Gather all lines with the word "React" in them.

### Records shown
********************

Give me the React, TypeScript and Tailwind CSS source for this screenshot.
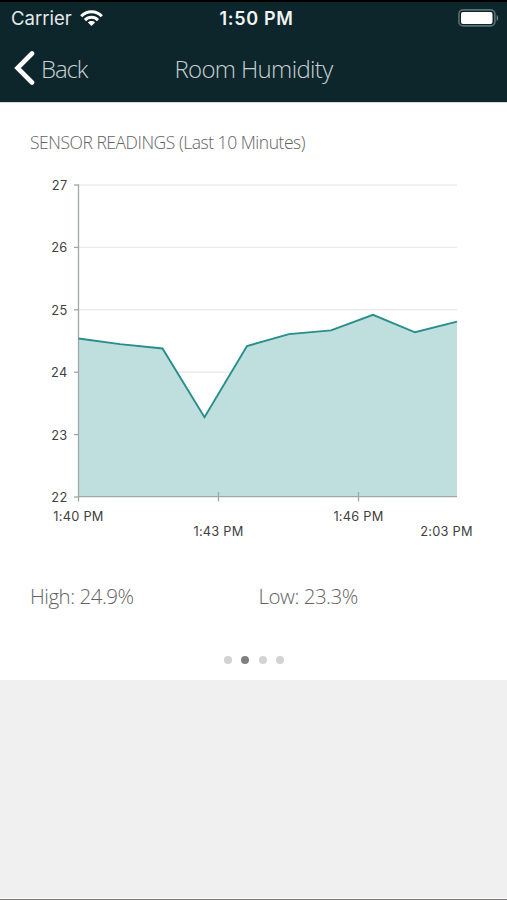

********************

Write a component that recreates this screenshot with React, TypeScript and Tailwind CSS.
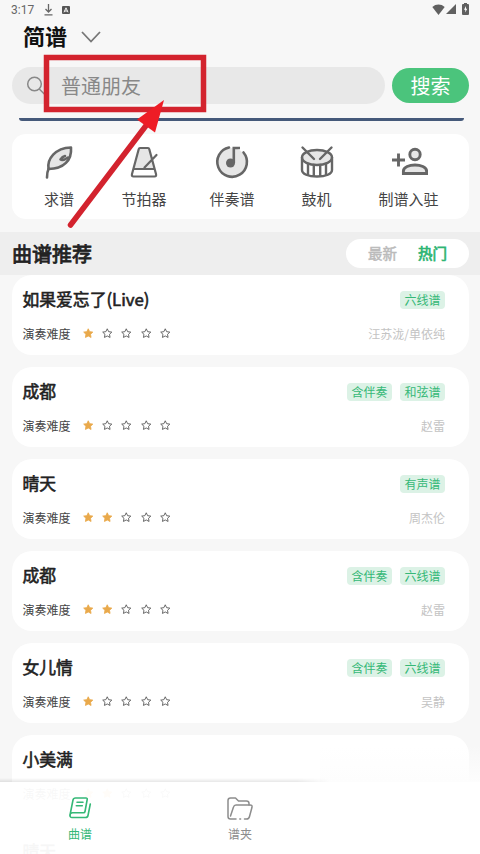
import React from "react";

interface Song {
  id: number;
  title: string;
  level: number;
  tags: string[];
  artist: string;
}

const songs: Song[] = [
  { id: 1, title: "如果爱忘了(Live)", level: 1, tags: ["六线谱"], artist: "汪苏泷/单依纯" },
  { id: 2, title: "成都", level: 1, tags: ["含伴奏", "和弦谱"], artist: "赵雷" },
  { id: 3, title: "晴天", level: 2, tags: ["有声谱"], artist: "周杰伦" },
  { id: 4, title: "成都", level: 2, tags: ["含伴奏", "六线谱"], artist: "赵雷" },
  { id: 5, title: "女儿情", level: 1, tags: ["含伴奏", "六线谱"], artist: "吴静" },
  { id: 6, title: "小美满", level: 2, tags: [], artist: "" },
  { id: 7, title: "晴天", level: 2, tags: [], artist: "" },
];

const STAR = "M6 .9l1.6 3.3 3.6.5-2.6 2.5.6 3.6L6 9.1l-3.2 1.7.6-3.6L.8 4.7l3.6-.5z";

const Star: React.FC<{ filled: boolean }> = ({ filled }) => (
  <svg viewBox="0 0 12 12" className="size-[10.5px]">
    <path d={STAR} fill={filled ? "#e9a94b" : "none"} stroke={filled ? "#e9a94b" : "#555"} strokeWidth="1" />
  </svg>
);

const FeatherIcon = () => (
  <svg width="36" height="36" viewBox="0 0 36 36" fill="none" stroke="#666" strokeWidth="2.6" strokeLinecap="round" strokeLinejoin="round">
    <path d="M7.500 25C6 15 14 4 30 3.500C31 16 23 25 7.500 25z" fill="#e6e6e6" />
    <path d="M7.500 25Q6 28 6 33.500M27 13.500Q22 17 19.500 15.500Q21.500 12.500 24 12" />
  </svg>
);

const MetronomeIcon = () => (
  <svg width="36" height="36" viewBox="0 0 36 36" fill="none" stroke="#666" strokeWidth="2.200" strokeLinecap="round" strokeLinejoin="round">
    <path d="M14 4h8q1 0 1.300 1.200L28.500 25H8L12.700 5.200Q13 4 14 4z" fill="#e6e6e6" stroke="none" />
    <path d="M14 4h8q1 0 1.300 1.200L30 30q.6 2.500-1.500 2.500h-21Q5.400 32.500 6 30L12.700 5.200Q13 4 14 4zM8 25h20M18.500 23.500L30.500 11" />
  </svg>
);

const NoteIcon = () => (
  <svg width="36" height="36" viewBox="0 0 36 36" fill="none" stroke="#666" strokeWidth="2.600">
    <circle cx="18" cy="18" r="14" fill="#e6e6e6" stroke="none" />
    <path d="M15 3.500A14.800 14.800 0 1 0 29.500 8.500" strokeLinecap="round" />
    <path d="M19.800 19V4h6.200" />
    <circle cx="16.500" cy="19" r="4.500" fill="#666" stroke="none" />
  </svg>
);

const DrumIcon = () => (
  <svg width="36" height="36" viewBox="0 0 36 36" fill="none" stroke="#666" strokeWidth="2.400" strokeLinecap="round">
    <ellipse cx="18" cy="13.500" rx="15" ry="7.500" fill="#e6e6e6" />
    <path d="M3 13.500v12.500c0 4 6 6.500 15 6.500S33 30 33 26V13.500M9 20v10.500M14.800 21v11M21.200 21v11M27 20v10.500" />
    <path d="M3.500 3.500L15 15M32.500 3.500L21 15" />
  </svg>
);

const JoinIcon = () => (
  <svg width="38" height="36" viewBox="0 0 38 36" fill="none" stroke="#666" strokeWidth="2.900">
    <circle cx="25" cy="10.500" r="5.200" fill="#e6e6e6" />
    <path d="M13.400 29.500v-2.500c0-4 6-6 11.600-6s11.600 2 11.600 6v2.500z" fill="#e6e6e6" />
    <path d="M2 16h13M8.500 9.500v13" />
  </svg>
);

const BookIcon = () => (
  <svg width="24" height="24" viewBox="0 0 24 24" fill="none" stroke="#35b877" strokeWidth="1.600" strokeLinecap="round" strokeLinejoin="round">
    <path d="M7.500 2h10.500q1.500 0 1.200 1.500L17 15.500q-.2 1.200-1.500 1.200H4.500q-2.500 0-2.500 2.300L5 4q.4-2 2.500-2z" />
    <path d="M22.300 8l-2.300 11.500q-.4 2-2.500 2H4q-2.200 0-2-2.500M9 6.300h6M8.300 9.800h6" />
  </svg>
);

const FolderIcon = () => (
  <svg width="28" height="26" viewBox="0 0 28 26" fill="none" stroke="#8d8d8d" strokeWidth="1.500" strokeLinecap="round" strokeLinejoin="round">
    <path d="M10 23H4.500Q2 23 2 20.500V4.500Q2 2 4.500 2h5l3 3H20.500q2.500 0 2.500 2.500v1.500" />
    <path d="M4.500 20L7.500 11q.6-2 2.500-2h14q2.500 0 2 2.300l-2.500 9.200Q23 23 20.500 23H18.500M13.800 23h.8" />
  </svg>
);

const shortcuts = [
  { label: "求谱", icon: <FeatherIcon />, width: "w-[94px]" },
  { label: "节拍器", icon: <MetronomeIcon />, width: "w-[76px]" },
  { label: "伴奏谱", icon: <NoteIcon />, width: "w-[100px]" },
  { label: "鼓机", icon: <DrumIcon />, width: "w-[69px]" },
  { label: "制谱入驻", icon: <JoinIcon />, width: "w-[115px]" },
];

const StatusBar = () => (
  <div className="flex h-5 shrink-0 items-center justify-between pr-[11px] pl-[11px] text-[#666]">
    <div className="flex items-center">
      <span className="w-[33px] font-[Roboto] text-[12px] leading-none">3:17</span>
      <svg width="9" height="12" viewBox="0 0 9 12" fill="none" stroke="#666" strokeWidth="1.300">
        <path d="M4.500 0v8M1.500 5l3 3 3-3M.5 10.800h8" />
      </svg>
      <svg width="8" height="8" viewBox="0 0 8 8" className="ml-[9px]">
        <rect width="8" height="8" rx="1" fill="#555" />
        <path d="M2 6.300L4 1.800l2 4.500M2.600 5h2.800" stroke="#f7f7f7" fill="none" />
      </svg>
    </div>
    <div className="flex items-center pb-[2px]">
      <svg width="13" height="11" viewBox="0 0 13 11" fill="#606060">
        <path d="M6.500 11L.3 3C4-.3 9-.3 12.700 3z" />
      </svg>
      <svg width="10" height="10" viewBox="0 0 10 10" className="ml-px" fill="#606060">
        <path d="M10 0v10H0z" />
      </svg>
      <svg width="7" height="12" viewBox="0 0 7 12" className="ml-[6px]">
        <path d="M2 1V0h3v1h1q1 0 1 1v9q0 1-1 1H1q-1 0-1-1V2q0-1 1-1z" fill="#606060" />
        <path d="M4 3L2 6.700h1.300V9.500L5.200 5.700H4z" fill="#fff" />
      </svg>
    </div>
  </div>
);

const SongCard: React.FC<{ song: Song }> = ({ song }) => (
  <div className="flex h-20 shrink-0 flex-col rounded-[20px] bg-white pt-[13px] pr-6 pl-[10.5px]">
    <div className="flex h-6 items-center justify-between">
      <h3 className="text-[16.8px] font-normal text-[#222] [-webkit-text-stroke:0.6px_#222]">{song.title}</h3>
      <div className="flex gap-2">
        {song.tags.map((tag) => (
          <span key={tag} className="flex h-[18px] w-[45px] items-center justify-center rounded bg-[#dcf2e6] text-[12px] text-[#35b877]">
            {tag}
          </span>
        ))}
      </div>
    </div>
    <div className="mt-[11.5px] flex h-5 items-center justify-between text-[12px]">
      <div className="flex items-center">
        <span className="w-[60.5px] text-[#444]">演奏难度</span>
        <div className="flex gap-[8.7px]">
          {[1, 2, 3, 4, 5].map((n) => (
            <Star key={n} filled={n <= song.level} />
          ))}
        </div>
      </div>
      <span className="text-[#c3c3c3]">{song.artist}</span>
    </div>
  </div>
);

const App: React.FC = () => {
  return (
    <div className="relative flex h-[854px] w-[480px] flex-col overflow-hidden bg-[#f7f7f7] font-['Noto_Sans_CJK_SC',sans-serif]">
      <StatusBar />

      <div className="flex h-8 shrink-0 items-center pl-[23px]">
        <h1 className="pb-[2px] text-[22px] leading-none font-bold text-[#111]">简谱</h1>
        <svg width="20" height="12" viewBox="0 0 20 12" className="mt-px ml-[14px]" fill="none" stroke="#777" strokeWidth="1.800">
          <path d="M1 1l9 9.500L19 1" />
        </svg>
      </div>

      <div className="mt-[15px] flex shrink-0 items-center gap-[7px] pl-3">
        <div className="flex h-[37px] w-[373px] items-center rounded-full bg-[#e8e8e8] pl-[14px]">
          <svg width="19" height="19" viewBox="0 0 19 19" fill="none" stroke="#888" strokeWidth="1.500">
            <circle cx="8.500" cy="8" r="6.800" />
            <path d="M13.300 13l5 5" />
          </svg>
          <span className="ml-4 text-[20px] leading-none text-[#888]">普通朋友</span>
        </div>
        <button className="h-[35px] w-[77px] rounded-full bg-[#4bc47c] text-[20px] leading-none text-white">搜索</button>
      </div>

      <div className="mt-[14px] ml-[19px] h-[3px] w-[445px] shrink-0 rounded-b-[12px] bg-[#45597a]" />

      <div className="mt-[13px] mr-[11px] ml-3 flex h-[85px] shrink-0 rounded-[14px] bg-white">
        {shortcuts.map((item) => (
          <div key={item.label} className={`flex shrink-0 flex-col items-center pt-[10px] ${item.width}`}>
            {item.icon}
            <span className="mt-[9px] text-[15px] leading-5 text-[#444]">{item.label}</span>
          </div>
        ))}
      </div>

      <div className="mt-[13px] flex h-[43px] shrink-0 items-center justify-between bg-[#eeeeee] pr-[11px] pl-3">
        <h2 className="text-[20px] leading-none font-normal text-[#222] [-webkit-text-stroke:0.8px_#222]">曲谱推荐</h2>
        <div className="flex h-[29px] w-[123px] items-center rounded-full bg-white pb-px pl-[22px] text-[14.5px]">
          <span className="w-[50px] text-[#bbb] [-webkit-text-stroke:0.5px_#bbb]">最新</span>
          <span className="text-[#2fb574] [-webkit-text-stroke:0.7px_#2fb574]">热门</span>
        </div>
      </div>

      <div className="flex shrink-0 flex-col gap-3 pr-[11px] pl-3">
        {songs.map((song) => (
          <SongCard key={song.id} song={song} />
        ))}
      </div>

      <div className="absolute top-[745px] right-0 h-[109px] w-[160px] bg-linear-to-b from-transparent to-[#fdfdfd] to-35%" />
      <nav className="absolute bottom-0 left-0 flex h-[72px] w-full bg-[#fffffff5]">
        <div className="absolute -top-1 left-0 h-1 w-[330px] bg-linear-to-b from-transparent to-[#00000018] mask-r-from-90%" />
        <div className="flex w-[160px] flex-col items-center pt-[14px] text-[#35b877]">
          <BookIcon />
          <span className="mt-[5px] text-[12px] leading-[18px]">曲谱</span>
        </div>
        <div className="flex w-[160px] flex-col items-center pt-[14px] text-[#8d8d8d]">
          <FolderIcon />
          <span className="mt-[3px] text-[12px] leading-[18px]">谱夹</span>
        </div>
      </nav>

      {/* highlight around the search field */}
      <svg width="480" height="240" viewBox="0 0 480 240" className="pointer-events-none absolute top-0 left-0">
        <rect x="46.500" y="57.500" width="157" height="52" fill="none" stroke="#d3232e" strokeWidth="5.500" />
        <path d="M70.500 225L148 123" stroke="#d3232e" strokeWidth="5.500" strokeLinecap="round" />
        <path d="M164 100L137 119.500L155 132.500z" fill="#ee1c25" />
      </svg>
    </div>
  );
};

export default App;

********************

### Final result
Give me the React, TypeScript and Tailwind CSS source for this screenshot.
Write a component that recreates this screenshot with React, TypeScript and Tailwind CSS.
import React from "react";
const Star: React.FC<{ filled: boolean }> = ({ filled }) => (
const SongCard: React.FC<{ song: Song }> = ({ song }) => (
const App: React.FC = () => {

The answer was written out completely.